I'm starting this blog for several reasons:
- to help others with aging parents
- to share what my family is dealing with
- to help my Mom and preserve the wonderful woman she is
I wish I would have gotten started sooner... when there were days or weeks between the "worrying" incidents. Now, they are a daily occurrence. The question is: when do the little things add up to something worrisome?
Here's the scoop on me and Mom:
Mom is an 83 year old female in relatively decent health. She hasn't had a heart attack or stroke. She hasn't broken a hip. Sure, she has issues with her heart (A-fib), takes a half dozen types of pills several times during the day, and is slowing down with age - her eyesight, hearing, sense of smell and mobility are declining quicker than she recognizes. At some point this year, we'll probably talk her into using a walker. She is forgetful; she tells the same stories over and over, and she asks questions about things we've already discussed. But she is still Mom. Just the 83 year old version.

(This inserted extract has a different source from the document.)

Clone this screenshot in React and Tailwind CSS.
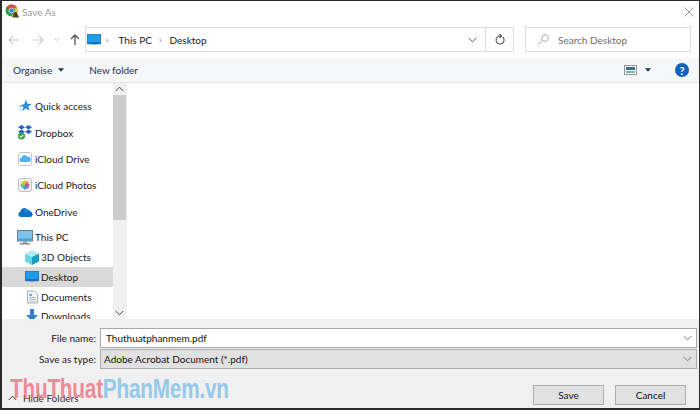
function Chrome() {
  return (
    <svg width="16" height="16" viewBox="0 0 16 16">
      <circle cx="6.500" cy="6.500" r="6" fill="#2e9e50" />
      <path d="M6.500.5a6 6 0 0 1 5.300 3.200H6.500A2.900 2.900 0 0 0 3.800 5.500L1.800 2.800A6 6 0 0 1 6.500.5z" fill="#d9483b" />
      <path d="M12 3.700a6 6 0 0 1-5.500 8.800l2.700-4.700a3 3 0 0 0-.2-4.100z" fill="#f3c437" />
      <circle cx="6.500" cy="6.500" r="2.500" fill="#3f7fe0" stroke="#fff" strokeWidth="0.600" />
      <path d="M10.500 8c1.400 0 2 1 2 2.200l1.500 3.300H7.500l1-3.300c0-1.200.6-2.200 2-2.200z" fill="#4f3a20" />
    </svg>
  );
}

function Monitor({ w = 18, h = 14 }) {
  return (
    <svg width={w} height={h} viewBox="0 0 18 14">
      <rect x="0.500" y="0.500" width="17" height="12" fill="#1f9be8" stroke="#1d6fb0" />
      <rect x="1" y="10.500" width="16" height="2" fill="#0f6cbd" />
      <rect x="5" y="13" width="8" height="1" fill="#8aa0b2" />
    </svg>
  );
}

function ThisPC() {
  return (
    <svg width="16" height="15" viewBox="0 0 16 15">
      <rect x="0.500" y="0.500" width="15" height="10.500" fill="#7cc4ee" stroke="#6b7c8a" />
      <rect x="1" y="8.500" width="14" height="2" fill="#4b9fd6" />
      <rect x="6" y="11" width="4" height="2" fill="#9aa5ae" />
      <rect x="3" y="13" width="10" height="1.500" fill="#7d8a94" />
    </svg>
  );
}

function Star() {
  return (
    <svg width="14" height="14" viewBox="0 0 14 14">
      <path d="M8 .5l1.500 4.200 4.300.2-3.400 2.700 1.200 4.300L8 9.400 4.200 12l1.300-4.300-3.800-.9 4.600-1.900z" fill="#2f8fdc" />
      <path d="M3 7 .5 8M3.500 9.500l-2 1.500" stroke="#7dbbe9" strokeWidth="1" />
    </svg>
  );
}

function Dropbox() {
  return (
    <svg width="14" height="15" viewBox="0 0 14 15">
      <path d="M3.500 0 7 2.200 3.500 4.500 0 2.200zM10.500 0 14 2.200 10.500 4.500 7 2.200zM3.500 4.500 7 6.800 3.500 9 0 6.800zM10.500 4.500 14 6.800 10.500 9 7 6.800z" fill="#2463c9" />
      <circle cx="3.500" cy="11" r="3.500" fill="#35a24a" />
      <path d="M1.800 11l1.300 1.300 2.200-2.400" stroke="#fff" strokeWidth="1.100" fill="none" />
    </svg>
  );
}

function ICloudDrive() {
  return (
    <svg width="14" height="14" viewBox="0 0 14 14">
      <rect x="0.500" y="0.500" width="13" height="13" rx="2.500" fill="#fff" stroke="#c4c4c4" />
      <path d="M3.500 10a2 2 0 0 1-.2-4A3 3 0 0 1 9 4.800 2.600 2.600 0 0 1 10.800 10z" fill="#55aef0" />
    </svg>
  );
}

function ICloudPhotos() {
  const petals = ["#f2b632", "#e8743b", "#d8427a", "#9a5bc4", "#4a7fd8", "#49b7d8", "#5cbb5a", "#b5cc3e"];
  return (
    <svg width="14" height="14" viewBox="0 0 14 14">
      <rect x="0.500" y="0.500" width="13" height="13" rx="2.500" fill="#f4f4f4" stroke="#bdbdbd" />
      {petals.map((c, i) => (
        <ellipse key={c} cx="7" cy="4.600" rx="1.600" ry="2.400" fill={c} fillOpacity="0.850" transform={`rotate(${i * 45} 7 7)`} />
      ))}
    </svg>
  );
}

function OneDrive() {
  return (
    <svg width="15" height="10" viewBox="0 0 15 10">
      <path d="M3 10a2.700 2.700 0 0 1-.7-5.300A4 4 0 0 1 9.400 2.600 3 3 0 0 1 12.500 4.500 2.800 2.800 0 0 1 12.200 10z" fill="#0f6fc6" />
      <path d="M6 4.200a3 3 0 0 1 3.500-1.500 3 3 0 0 1 3 1.800A2.800 2.800 0 0 0 9 6z" fill="#1a8adb" />
    </svg>
  );
}

function Cube() {
  return (
    <svg width="14" height="15" viewBox="0 0 14 15">
      <path d="M7 0 14 3.500 7 7 0 3.500z" fill="#b5ecf3" />
      <path d="M0 3.500 7 7v8L0 11.500z" fill="#6fd4e4" />
      <path d="M14 3.500 7 7v8l7-3.500z" fill="#1a9fc4" />
    </svg>
  );
}

function Doc() {
  return (
    <svg width="11" height="14" viewBox="0 0 12 14">
      <path d="M.5.500H8L11.500 4v9.500H.5z" fill="#f7f9fb" stroke="#9aa3ab" />
      <rect x="2.500" y="3.500" width="3" height="2.500" fill="#6aa9df" />
      <path d="M2.500 7.500h7M2.500 9.500h7M2.500 11.500h7" stroke="#a9b4bd" />
    </svg>
  );
}

function DownloadIcon() {
  return (
    <svg width="14" height="14" viewBox="0 0 14 14">
      <path d="M5 0h4v6h4L7 12 1 6h4z" fill="#2f7fd6" />
    </svg>
  );
}

function Chev({ className = "", color = "#666" }) {
  return (
    <svg width="9" height="6" viewBox="0 0 9 6" className={className}>
      <path d="M.7 1 4.500 4.800 8.300 1" fill="none" stroke={color} strokeWidth="1" />
    </svg>
  );
}

function SideRow({ icon, label, indent, selected, h }) {
  return (
    <div className={`flex items-center shrink-0 ${h} ${indent ? "pl-[22px]" : "pl-[15px]"} ${selected ? "bg-[#d9d9d9]" : ""}`}>
      <span className="flex justify-center items-center shrink-0 w-[16px]">{icon}</span>
      <span className={`${indent ? "ml-[1px]" : "ml-[2px]"} text-[#1a1a1a]`}>{label}</span>
    </div>
  );
}

export default function App() {
  return (
    <div
      className="relative w-[700px] h-[410px] overflow-hidden bg-white flex flex-col border-l-[2px] border-t-[1px] border-r-[1px] border-b-[2px] border-[#2a2a2a] text-[10px] leading-none"
      style={{ fontFamily: 'Lato, "Noto Sans", sans-serif' }}
    >
      {/* Title */}
      <div className="flex items-center h-[21px] shrink-0 pl-[3px] pr-[4px]">
        <Chrome />
        <span className="ml-[1px] text-[#9a9a9a]">Save As</span>
        <svg width="10" height="10" viewBox="0 0 10 10" className="ml-auto mr-[1px]">
          <path d="M.5.500l9 9M9.500.500l-9 9" stroke="#9a9a9a" strokeWidth="1" />
        </svg>
      </div>

      {/* Address */}
      <div className="flex items-center h-[35px] shrink-0">
        <div className="flex items-center w-[83px] shrink-0 pl-[6px]">
          <svg width="11" height="10" viewBox="0 0 11 10">
            <path d="M11 5H1M5 1 1 5l4 4" fill="none" stroke="#c8c8c8" strokeWidth="1.200" />
          </svg>
          <svg width="11" height="10" viewBox="0 0 11 10" className="ml-[14px]">
            <path d="M0 5h10M6 1l4 4-4 4" fill="none" stroke="#c8c8c8" strokeWidth="1.200" />
          </svg>
          <svg width="5" height="3" viewBox="0 0 5 3" className="ml-[10px]">
            <path d="M0 0l2.500 2.500L5 0" fill="none" stroke="#c8c8c8" />
          </svg>
          <svg width="10" height="11" viewBox="0 0 10 11" className="ml-[11px]">
            <path d="M5 11V1M1 5l4-4 4 4" fill="none" stroke="#555" strokeWidth="1.300" />
          </svg>
        </div>
        <div className="flex items-center w-[429px] h-[25px] shrink-0 border border-[#dcdcdc]">
          <span className="ml-[1px] flex"><Monitor w={14} h={11} /></span>
          <span className="ml-[5px] mr-[10px] text-[#777] text-[9px]">›</span>
          <span className="text-[#222]">This PC</span>
          <span className="ml-[7px] mr-[8px] text-[#777] text-[9px]">›</span>
          <span className="text-[#222]">Desktop</span>
          <span className="ml-auto w-[27px] h-full flex items-center justify-center border-r border-[#dcdcdc]">
            <Chev color="#555" />
          </span>
          <span className="w-[27px] h-full flex items-center justify-center">
            <svg width="10" height="11" viewBox="0 0 10 11">
              <path d="M7.800 3a4 4 0 1 1-3-1H6M4.500 0 6.500 2 4.500 4" fill="none" stroke="#555" strokeWidth="1.100" />
            </svg>
          </span>
        </div>
        <div className="flex items-center w-[166px] h-[25px] ml-[11px] shrink-0 border border-[#dcdcdc]">
          <svg width="11" height="11" viewBox="0 0 11 11" className="ml-[12px]">
            <circle cx="7" cy="4" r="3.300" fill="none" stroke="#b9a9a0" />
            <path d="M4.600 6.400.5 10.500" stroke="#b9a9a0" />
          </svg>
          <span className="ml-[9px] text-[#6f6f6f]">Search Desktop</span>
        </div>
      </div>

      {/* Toolbar */}
      <div className="flex items-center h-[25px] mt-[1px] shrink-0 bg-[#f5f6f7] border-b border-[#e6e6e6] text-[#1f3050]">
        <span className="ml-[11px]">Organise</span>
        <svg width="6" height="4" viewBox="0 0 7 4" className="ml-[6px]"><path d="M0 0h7L3.500 4z" fill="#1f3050" /></svg>
        <span className="ml-[25px]">New folder</span>
        <svg width="13" height="10" viewBox="0 0 13 10" className="ml-auto">
          <rect x="0.500" y="0.500" width="12" height="9" fill="#f4f7fa" stroke="#8c9aa6" />
          <rect x="2" y="2" width="9" height="3" fill="#3f6f8f" />
          <rect x="2" y="6" width="9" height="2" fill="#93b09a" />
        </svg>
        <svg width="6" height="4" viewBox="0 0 7 4" className="ml-[8px]"><path d="M0 0h7L3.500 4z" fill="#1f3050" /></svg>
        <span className="ml-[24px] mr-[10px] w-[14px] h-[14px] rounded-full bg-[#0f62b8] text-white flex items-center justify-center font-bold text-[11px]">?</span>
      </div>

      {/* Body */}
      <div className="flex flex-1 min-h-0">
        <div className="w-[111px] shrink-0 flex flex-col overflow-hidden pt-[10px]">
          <SideRow icon={<Star />} label="Quick access" h="h-[26.400px]" />
          <SideRow icon={<Dropbox />} label="Dropbox" h="h-[26.400px]" />
          <SideRow icon={<ICloudDrive />} label="iCloud Drive" h="h-[26.400px]" />
          <SideRow icon={<ICloudPhotos />} label="iCloud Photos" h="h-[26.400px]" />
          <SideRow icon={<OneDrive />} label="OneDrive" h="h-[26.400px]" />
          <div className="h-[19.800px] mt-[2.400px] shrink-0 flex items-center pl-[15px]">
            <ThisPC /><span className="ml-[2px] text-[#1a1a1a]">This PC</span>
          </div>
          <SideRow icon={<Cube />} label="3D Objects" indent h="h-[19.800px]" />
          <SideRow icon={<Monitor w={14} h={11} />} label="Desktop" indent selected h="h-[19.800px]" />
          <SideRow icon={<Doc />} label="Documents" indent h="h-[19.800px]" />
          <SideRow icon={<DownloadIcon />} label="Downloads" indent h="h-[19.800px]" />
        </div>
        <div className="w-[13px] shrink-0 flex flex-col items-stretch bg-[#f0f0f0]">
          <div className="h-[11px] flex items-center justify-center"><Chev className="rotate-180" color="#444" /></div>
          <div className="h-[125px] bg-[#cdcdcd] mt-[1px]" />
          <div className="mt-auto h-[13px] flex items-center justify-center"><Chev color="#444" /></div>
        </div>
        <div className="w-[1px] shrink-0 bg-[#f0f0f0]" />
        <div className="flex-1 bg-white" />
      </div>

      {/* Bottom panel */}
      <div className="h-[89px] shrink-0 bg-[#f0f0f0] flex flex-col">
        <div className="flex items-center h-[20px] mt-[9px]">
          <span className="w-[94px] text-right text-[#1a1a1a] shrink-0">File name:</span>
          <div className="ml-[4px] flex-1 mr-[2px] h-[20px] bg-white border border-[#a8a8a8] flex items-center justify-between pl-[5px] pr-[4px]">
            <span className="text-[#111]">Thuthuatphanmem.pdf</span>
            <Chev color="#777" />
          </div>
        </div>
        <div className="flex items-center h-[20px] mt-[1px]">
          <span className="w-[94px] text-right text-[#1a1a1a] shrink-0">Save as type:</span>
          <div className="ml-[4px] flex-1 mr-[2px] h-[20px] bg-[#e1e1e1] border border-[#adadad] flex items-center justify-between pl-[3px] pr-[4px]">
            <span className="text-[#111]">Adobe Acrobat Document (*.pdf)</span>
            <Chev color="#777" />
          </div>
        </div>
        <div className="flex items-start mt-[16px]">
          <div className="flex items-center ml-[6px] mt-[8px]">
            <Chev className="rotate-180" color="#333" />
            <span className="ml-[6px] text-[#333]">Hide Folders</span>
          </div>
          <div className="ml-auto flex mr-[13px] gap-[11px]">
            <div className="w-[71px] h-[20px] bg-[#e1e1e1] border border-[#adadad] flex items-center justify-center text-[#111]">Save</div>
            <div className="w-[71px] h-[20px] bg-[#e1e1e1] border border-[#adadad] flex items-center justify-center text-[#111]">Cancel</div>
          </div>
        </div>
      </div>

      {/* Watermark */}
      <div
        className="absolute left-[8px] top-[375px] text-[27px] font-bold leading-none whitespace-nowrap opacity-70 tracking-[-0.300px] scale-x-[0.77] origin-left"
        style={{ fontFamily: '"Liberation Sans", sans-serif' }}
      >
        <span className="text-[#ee5f72]">ThuThuat</span>
        <span className="text-[#6db9e8]">PhanMem.vn</span>
      </div>
    </div>
  );
}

I am her oldest daughter. I left my director-level job in the casino industry in Nevada about 18 months ago and came home to help out. Mom has sacrificed a lot for me... when an opportunity presented itself, the least I could do was come back home to Chicago to be with her, right?
My sister (Adrienne, aka The Nurse) is also here in the Chicagoland area. Thank God! I don't know what I'd do without "A" to talk to. She is 2.5 years younger than me and is a single parent. She and her 4 kids keep me grounded. And busy. It's a good thing.
There are plenty of little things with Mom that happen every day that make me worry. Let me give you an example: Mom has an automatic withdrawal for her supplemental health insurance premium. She wants to change the bank account this withdrawal comes from. She gets a form from the insurance company. She starts to fill it out. She is going slow and being very careful. She does not want to make a mistake. About 10 minutes into this project of hers, she calls to me. "Can you bring me the White Out?" I ask "Why?" She tells me that she made a mistake; she put the City and State on the same line when it should have been on two lines. No big deal, right? When I look at the form to make the correction, I see that she has made many mistakes. The form boxes have the heading for what goes into that box on the TOP of the box. After filling out the first box correctly with her name, she started looking at what was under the line (the top of the NEXT box) as her guide to filling out that box. Now, I can understand that she made a mistake. We all do. But she was being careful. She got the first one right. What happened between box #1 and box #2 to steer her in the wrong direction?
These are the little things that are worrisome. Especially when they pile up... hour after hour... day after day...
When do the little things add up to something worrisome?